Costs for refilling the AdBlue tank vary but could typically be at least £20 per company car or van per service once labour charges have been applied.
With the typical company car undergoing perhaps three services during its fleet life, this could amount to, at a conservative estimate, £60 per vehicle having to be added to a fleet’s SMR budget.
In many cases it is a hidden cost for fleet managers and therefore an unbudgeted one. On a 100-vehicle fleet with each model undergoing three services, the additional SMR cost could amount to £6,000 and possibly more.
What are the alternatives?
One alternative way of meeting Euro6 emissions regulations is via a Lean NOx trap, which is maintenance-free and doesn’t require additives.

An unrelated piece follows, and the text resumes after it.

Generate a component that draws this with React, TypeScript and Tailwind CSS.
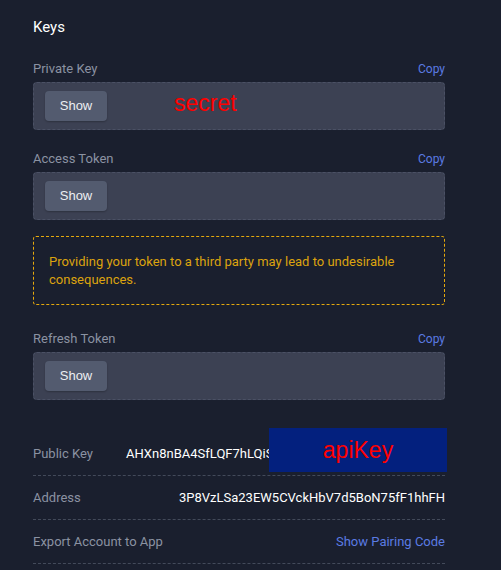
import React from 'react'

function SecretField({ label, overlay }: { label: string; overlay?: string }) {
  return (
    <div>
      <div className="flex items-center justify-between h-4 mb-[5px]">
        <span className="text-[13px] text-[#8b92a2]">{label}</span>
        <span className="text-[12px] text-[#5b7be3] cursor-pointer">Copy</span>
      </div>
      <div className="relative h-12 rounded-[4px] border border-dashed border-[#4b5165] bg-[#3c4153] pl-[11px] pt-2">
        <button className="w-[62px] h-[30px] rounded-[4px] bg-[#535b6f] text-[13px] text-[#eceef2] font-['Liberation_Sans',sans-serif] shadow-[0_1px_2px_rgba(0,0,0,0.25)]">
          Show
        </button>
        {overlay && (
          <span className="absolute left-[140px] top-[6px] text-[23px] leading-[28px] text-[#ff0000] font-['Liberation_Sans',sans-serif]">
            {overlay}
          </span>
        )}
      </div>
    </div>
  )
}

function InfoRow({ label, children }: { label: string; children: React.ReactNode }) {
  return (
    <div className="relative flex items-center justify-between h-[44px] border-b border-dashed border-[#434a5a]">
      <span className="text-[13px] text-[#8b92a2]">{label}</span>
      {children}
    </div>
  )
}

export default function App() {
  return (
    <div className="min-h-[570px] bg-[#1a1f2e] font-['Roboto',sans-serif] pt-[17px]">
      <div className="ml-[33px] w-[412px]">
        <h2 className="text-[15px] leading-5 text-white">Keys</h2>

        <div className="mt-6">
          <SecretField label="Private Key" overlay="secret" />
        </div>

        <div className="mt-[21px]">
          <SecretField label="Access Token" />
        </div>

        <div className="mt-4 rounded-[3px] border border-dashed border-[#e6a90c] px-[15px] pt-4 pb-[15px]">
          <p className="text-[13px] leading-[18px] text-[#dca30e]">
            Providing your token to a third party may lead to undesirable consequences.
          </p>
        </div>

        <div className="mt-[26px]">
          <SecretField label="Refresh Token" />
        </div>

        <div className="mt-[32px]">
          <InfoRow label="Public Key">
            <span className="absolute left-[93px] text-[13px] text-white">
              AHXn8nBA4SfLQF7hLQiS3Xk1
            </span>
            <div className="absolute left-[236px] top-[-4px] w-[178px] h-[44px] bg-[#03207e] flex items-center justify-center">
              <span className="text-[23px] text-[#ff0000] font-['Liberation_Sans',sans-serif]">apiKey</span>
            </div>
          </InfoRow>
          <InfoRow label="Address">
            <span className="text-[13px] text-white">3P8VzLSa23EW5CVckHbV7d5BoN75fF1hhFH</span>
          </InfoRow>
          <InfoRow label="Export Account to App">
            <span className="text-[13px] text-[#5b7be3] cursor-pointer">Show Pairing Code</span>
          </InfoRow>
        </div>
      </div>
    </div>
  )
}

Ford is one manufacturer which has opted for the Lean NOx trap on passenger cars and light commercial vehicles up to the Transit Connect, as it believes it offers the best balance of cost, weight and fuel economy.

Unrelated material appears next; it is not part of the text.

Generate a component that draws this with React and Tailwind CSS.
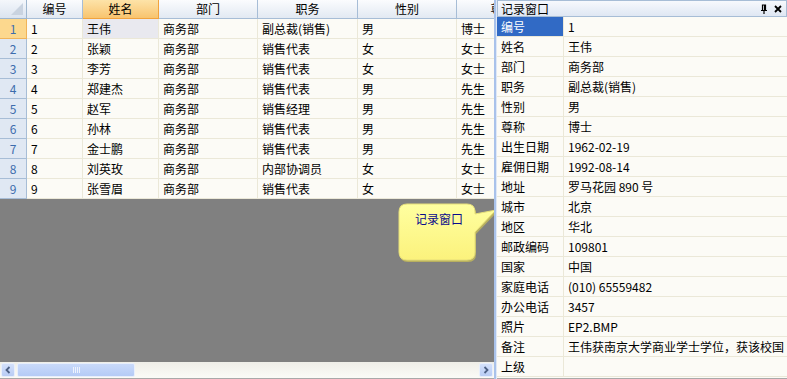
import React from "react";

const cols = [
  { key: "id", title: "编号", w: 56 },
  { key: "name", title: "姓名", w: 76 },
  { key: "dept", title: "部门", w: 99 },
  { key: "job", title: "职务", w: 100 },
  { key: "sex", title: "性别", w: 99 },
  { key: "t", title: "尊称", w: 92 },
];

const rows = [
  ["1", "王伟", "商务部", "副总裁(销售)", "男", "博士"],
  ["2", "张颖", "商务部", "销售代表", "女", "女士"],
  ["3", "李芳", "商务部", "销售代表", "女", "女士"],
  ["4", "郑建杰", "商务部", "销售代表", "男", "先生"],
  ["5", "赵军", "商务部", "销售经理", "男", "先生"],
  ["6", "孙林", "商务部", "销售代表", "男", "先生"],
  ["7", "金士鹏", "商务部", "销售代表", "男", "先生"],
  ["8", "刘英玫", "商务部", "内部协调员", "女", "女士"],
  ["9", "张雪眉", "商务部", "销售代表", "女", "女士"],
];

const record = [
  ["编号", "1"],
  ["姓名", "王伟"],
  ["部门", "商务部"],
  ["职务", "副总裁(销售)"],
  ["性别", "男"],
  ["尊称", "博士"],
  ["出生日期", "1962-02-19"],
  ["雇佣日期", "1992-08-14"],
  ["地址", "罗马花园 890 号"],
  ["城市", "北京"],
  ["地区", "华北"],
  ["邮政编码", "109801"],
  ["国家", "中国"],
  ["家庭电话", "(010) 65559482"],
  ["办公电话", "3457"],
  ["照片", "EP2.BMP"],
  ["备注", "王伟获南京大学商业学士学位，获该校国"],
  ["上级", ""],
];

const font = { fontFamily: "'Noto Sans CJK SC', 'DejaVu Sans', sans-serif" };

export default function App() {
  return (
    <div
      className="w-[787px] h-[379px] flex overflow-hidden bg-[#808080] text-[12px] leading-none text-black"
      style={font}
    >
      {/* Grid area */}
      <div className="w-[494px] h-[379px] flex flex-col relative shrink-0 overflow-hidden">
        {/* header */}
        <div className="flex h-[19px] shrink-0">
          <div className="w-[27px] h-[19px] border-r border-b border-[#9eb6ce] bg-gradient-to-b from-[#f4f7fb] to-[#dbe4f0] relative shrink-0">
            <svg className="absolute right-[3px] bottom-[3px]" width="12" height="12" viewBox="0 0 12 12">
              <polygon points="12,0 12,12 0,12" fill="#c9d3e0" />
            </svg>
          </div>
          {cols.map((c, i) => (
            <div
              key={c.key}
              className={
                "h-[19px] shrink-0 flex items-center justify-center border-r border-b " +
                (i === 1
                  ? "bg-gradient-to-b from-[#fde3a8] to-[#f8c46e] border-[#f2a33c]"
                  : "bg-gradient-to-b from-[#fbfcfe] to-[#e2e9f2] border-[#a7bdd6]")
              }
              style={{ width: c.w }}
            >
              {c.title}
            </div>
          ))}
        </div>
        {/* rows */}
        {rows.map((r, ri) => (
          <div key={ri} className="flex h-[20px] shrink-0">
            <div
              className={
                "w-[27px] h-[20px] shrink-0 flex items-center justify-center border-r border-b text-[#3d6cad] " +
                (ri === 0
                  ? "bg-[#fcd88e] border-[#f0b45a]"
                  : "bg-[#e0e8f3] border-[#a7bdd6]")
              }
            >
              {ri + 1}
            </div>
            {cols.map((c, ci) => (
              <div
                key={c.key}
                className={
                  "h-[20px] shrink-0 flex items-center pl-[4px] border-r border-b border-[#ebe8d8] whitespace-nowrap overflow-hidden " +
                  (ri === 0 && ci === 1 ? "bg-[#e9e9ef]" : "bg-[#fcfbf6]")
                }
                style={{ width: c.w }}
              >
                {r[ci]}
              </div>
            ))}
          </div>
        ))}
        <div className="flex-1" />
        {/* horizontal scrollbar */}
        <div className="h-[17px] shrink-0 bg-gradient-to-b from-[#efeee8] to-[#fbfbf7] flex items-center px-[1px] border-b border-[#a9a9a9]">
          <div className="w-[14px] h-[14px] rounded-[2px] bg-gradient-to-b from-[#d3e0fb] to-[#b9cdf5] border border-[#e8effc] flex items-center justify-center shrink-0">
            <svg width="8" height="8" viewBox="0 0 8 8">
              <path d="M5.5 1 L2.5 4 L5.5 7" stroke="#4d6185" strokeWidth="1.8" fill="none" />
            </svg>
          </div>
          <div className="ml-[2px] w-[118px] h-[14px] rounded-[2px] bg-gradient-to-b from-[#c9dafb] to-[#b5cbf6] border border-[#e8effc] flex items-center justify-center shrink-0">
            <svg width="7" height="6" viewBox="0 0 7 6">
              <path d="M0.5 0 V6 M2.5 0 V6 M4.5 0 V6 M6.5 0 V6" stroke="#eef3fd" strokeWidth="1" />
            </svg>
          </div>
          <div className="flex-1" />
          <div className="w-[14px] h-[14px] rounded-[2px] bg-gradient-to-b from-[#d3e0fb] to-[#b9cdf5] border border-[#e8effc] flex items-center justify-center shrink-0">
            <svg width="8" height="8" viewBox="0 0 8 8">
              <path d="M2.5 1 L5.5 4 L2.5 7" stroke="#4d6185" strokeWidth="1.8" fill="none" />
            </svg>
          </div>
        </div>

        {/* tooltip callout */}
        <div className="absolute left-[397px] top-[203px] w-[100px] h-[60px]">
          <svg width="100" height="60" viewBox="0 0 100 60" className="absolute left-0 top-0">
            <defs>
              <linearGradient id="yg" x1="0" y1="0" x2="0" y2="1">
                <stop offset="0" stopColor="#ffffa0" />
                <stop offset="1" stopColor="#fbf27c" />
              </linearGradient>
            </defs>
            <path
              d="M11 2 H71 Q79 2 79 10 V12 L100 8 L79 30 V50 Q79 58 71 58 H11 Q3 58 3 50 V10 Q3 2 11 2 Z"
              fill="#b8b060"
              transform="translate(0,1)"
            />
            <path
              d="M10 1 H70 Q78 1 78 9 V11 L99 7 L78 29 V49 Q78 57 70 57 H10 Q2 57 2 49 V9 Q2 1 10 1 Z"
              fill="url(#yg)"
              stroke="#e6df7a"
              strokeWidth="1"
            />
          </svg>
          <div className="absolute left-[18px] top-[10px] text-[#0a0a8c] text-[12px]">记录窗口</div>
        </div>
      </div>

      {/* splitter */}
      <div className="w-[3px] h-[379px] bg-[#a9c2ea] shrink-0 border-r border-[#dfe8f6]" />

      {/* Record window */}
      <div className="flex-1 min-w-0 h-[379px] flex flex-col bg-[#fcfbf6] border-b border-[#a9a9a9] overflow-hidden">
        <div className="h-[17px] shrink-0 flex items-center justify-between bg-gradient-to-b from-[#f7f9fd] to-[#dfe7f3] border border-[#a7bdd6] pl-[3px] pr-[4px]">
          <span>记录窗口</span>
          <div className="flex items-center gap-[6px]">
            <svg width="8" height="10" viewBox="0 0 8 10">
              <path d="M1 6.5 H7 M2.5 6.5 V1 H5.5 V6.5 M4 6.5 V10 M4.5 1 V6.5" stroke="#000" strokeWidth="1.2" fill="none" />
            </svg>
            <svg width="8" height="8" viewBox="0 0 8 8">
              <path d="M1 1 L7 7 M7 1 L1 7" stroke="#000" strokeWidth="1.8" />
            </svg>
          </div>
        </div>
        {record.map(([k, v], i) => (
          <div key={k} className="flex h-[20px] shrink-0 border-b border-[#ebe8d8]">
            <div
              className={
                "w-[67px] shrink-0 flex items-center pl-[4px] border-r border-[#ebe8d8] " +
                (i === 0 ? "bg-[#316ac5] text-white" : "")
              }
            >
              {k}
            </div>
            <div className="flex-1 min-w-0 flex items-center pl-[4px] whitespace-nowrap overflow-hidden">{v}</div>
          </div>
        ))}
      </div>
    </div>
  );
}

The Lean NOx trap is fitted instead of the more usual oxidation catalyser and, in normal running, traps the NOx pollutant from the engine in its porous core.
When the engine is run in a rich burn mode, with just enough air for complete combustion, harmful NOx is converted to harmless nitrogen. The NOx trap is then regenerated and ready to start the process again.
Volvo is another vehicle manufacturer which has opted for the Lean NOx trap on its new Drive-E engines. The manufacturer believes it offers several advantages over an SCR system as it is maintenance-free and no customer actions are needed throughout the vehicle’s lifetime.
However, the Lean NOx trap doesn’t work for all vehicle types. Ford is using the SCR-AdBlue system on its heavier commercial vehicles because the Lean NOx trap doesn’t work as well at very high temperatures, which the commercial duty cycle can require.
While It remains to be seen whether manufacturers will put up prices to cover the cost of the systems required to comply with Euro6, many fleet managers are concerned that ultimately Euro6 will increase their fleet running costs.